-- begin COLLECTED MATERIAL --

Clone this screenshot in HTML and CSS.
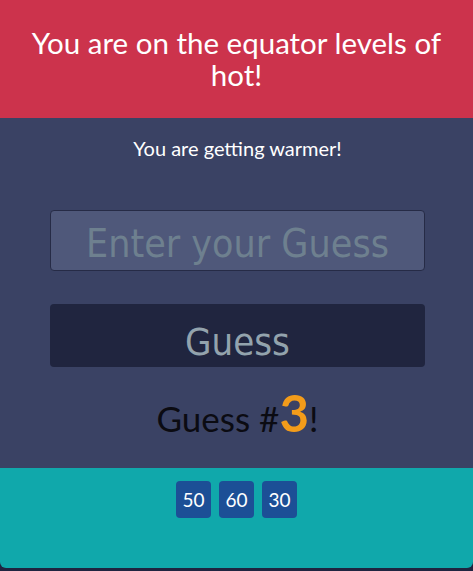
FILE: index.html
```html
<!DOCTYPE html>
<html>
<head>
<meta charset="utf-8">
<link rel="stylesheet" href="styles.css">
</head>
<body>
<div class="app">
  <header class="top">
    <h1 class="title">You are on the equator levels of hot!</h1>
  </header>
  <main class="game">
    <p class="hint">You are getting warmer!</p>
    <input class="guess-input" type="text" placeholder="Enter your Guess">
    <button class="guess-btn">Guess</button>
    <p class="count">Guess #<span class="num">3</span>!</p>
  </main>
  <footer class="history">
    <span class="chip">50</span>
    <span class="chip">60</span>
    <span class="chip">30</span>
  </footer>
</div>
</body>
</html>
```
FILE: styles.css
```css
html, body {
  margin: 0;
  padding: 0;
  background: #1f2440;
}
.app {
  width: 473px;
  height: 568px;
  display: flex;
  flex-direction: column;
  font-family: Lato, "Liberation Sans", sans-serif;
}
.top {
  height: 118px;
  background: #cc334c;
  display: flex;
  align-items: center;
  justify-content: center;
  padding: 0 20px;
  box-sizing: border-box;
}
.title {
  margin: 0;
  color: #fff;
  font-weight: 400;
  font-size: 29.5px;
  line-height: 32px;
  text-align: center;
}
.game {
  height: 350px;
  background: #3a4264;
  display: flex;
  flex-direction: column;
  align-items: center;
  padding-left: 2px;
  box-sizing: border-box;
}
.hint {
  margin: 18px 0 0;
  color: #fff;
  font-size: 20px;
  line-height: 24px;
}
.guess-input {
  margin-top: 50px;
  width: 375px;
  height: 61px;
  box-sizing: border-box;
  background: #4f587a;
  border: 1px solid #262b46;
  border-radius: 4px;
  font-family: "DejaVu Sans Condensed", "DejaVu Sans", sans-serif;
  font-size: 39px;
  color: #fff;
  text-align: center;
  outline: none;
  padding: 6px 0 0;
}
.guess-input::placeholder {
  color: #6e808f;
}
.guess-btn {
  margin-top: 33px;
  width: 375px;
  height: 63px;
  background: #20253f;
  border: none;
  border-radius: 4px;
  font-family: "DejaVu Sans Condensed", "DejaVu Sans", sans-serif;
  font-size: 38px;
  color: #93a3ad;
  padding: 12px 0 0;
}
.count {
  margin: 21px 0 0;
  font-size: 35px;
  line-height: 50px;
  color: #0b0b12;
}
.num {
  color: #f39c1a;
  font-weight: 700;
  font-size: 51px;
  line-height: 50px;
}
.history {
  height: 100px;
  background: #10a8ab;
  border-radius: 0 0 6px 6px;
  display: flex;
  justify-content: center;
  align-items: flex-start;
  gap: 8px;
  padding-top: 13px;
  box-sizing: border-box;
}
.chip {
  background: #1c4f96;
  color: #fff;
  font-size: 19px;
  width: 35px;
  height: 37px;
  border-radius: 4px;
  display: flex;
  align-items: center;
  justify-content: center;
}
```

-- end COLLECTED MATERIAL --

» **DIRECTION**: Every line above should be returned word for word, with the pictures left behind.

» **EXPECTED ANSWER**:
Clone this screenshot in HTML and CSS.
FILE: index.html
```html
<!DOCTYPE html>
<html>
<head>
<meta charset="utf-8">
<link rel="stylesheet" href="styles.css">
</head>
<body>
<div class="app">
  <header class="top">
    <h1 class="title">You are on the equator levels of hot!</h1>
  </header>
  <main class="game">
    <p class="hint">You are getting warmer!</p>
    <input class="guess-input" type="text" placeholder="Enter your Guess">
    <button class="guess-btn">Guess</button>
    <p class="count">Guess #<span class="num">3</span>!</p>
  </main>
  <footer class="history">
    <span class="chip">50</span>
    <span class="chip">60</span>
    <span class="chip">30</span>
  </footer>
</div>
</body>
</html>
```
FILE: styles.css
```css
html, body {
  margin: 0;
  padding: 0;
  background: #1f2440;
}
.app {
  width: 473px;
  height: 568px;
  display: flex;
  flex-direction: column;
  font-family: Lato, "Liberation Sans", sans-serif;
}
.top {
  height: 118px;
  background: #cc334c;
  display: flex;
  align-items: center;
  justify-content: center;
  padding: 0 20px;
  box-sizing: border-box;
}
.title {
  margin: 0;
  color: #fff;
  font-weight: 400;
  font-size: 29.5px;
  line-height: 32px;
  text-align: center;
}
.game {
  height: 350px;
  background: #3a4264;
  display: flex;
  flex-direction: column;
  align-items: center;
  padding-left: 2px;
  box-sizing: border-box;
}
.hint {
  margin: 18px 0 0;
  color: #fff;
  font-size: 20px;
  line-height: 24px;
}
.guess-input {
  margin-top: 50px;
  width: 375px;
  height: 61px;
  box-sizing: border-box;
  background: #4f587a;
  border: 1px solid #262b46;
  border-radius: 4px;
  font-family: "DejaVu Sans Condensed", "DejaVu Sans", sans-serif;
  font-size: 39px;
  color: #fff;
  text-align: center;
  outline: none;
  padding: 6px 0 0;
}
.guess-input::placeholder {
  color: #6e808f;
}
.guess-btn {
  margin-top: 33px;
  width: 375px;
  height: 63px;
  background: #20253f;
  border: none;
  border-radius: 4px;
  font-family: "DejaVu Sans Condensed", "DejaVu Sans", sans-serif;
  font-size: 38px;
  color: #93a3ad;
  padding: 12px 0 0;
}
.count {
  margin: 21px 0 0;
  font-size: 35px;
  line-height: 50px;
  color: #0b0b12;
}
.num {
  color: #f39c1a;
  font-weight: 700;
  font-size: 51px;
  line-height: 50px;
}
.history {
  height: 100px;
  background: #10a8ab;
  border-radius: 0 0 6px 6px;
  display: flex;
  justify-content: center;
  align-items: flex-start;
  gap: 8px;
  padding-top: 13px;
  box-sizing: border-box;
}
.chip {
  background: #1c4f96;
  color: #fff;
  font-size: 19px;
  width: 35px;
  height: 37px;
  border-radius: 4px;
  display: flex;
  align-items: center;
  justify-content: center;
}
```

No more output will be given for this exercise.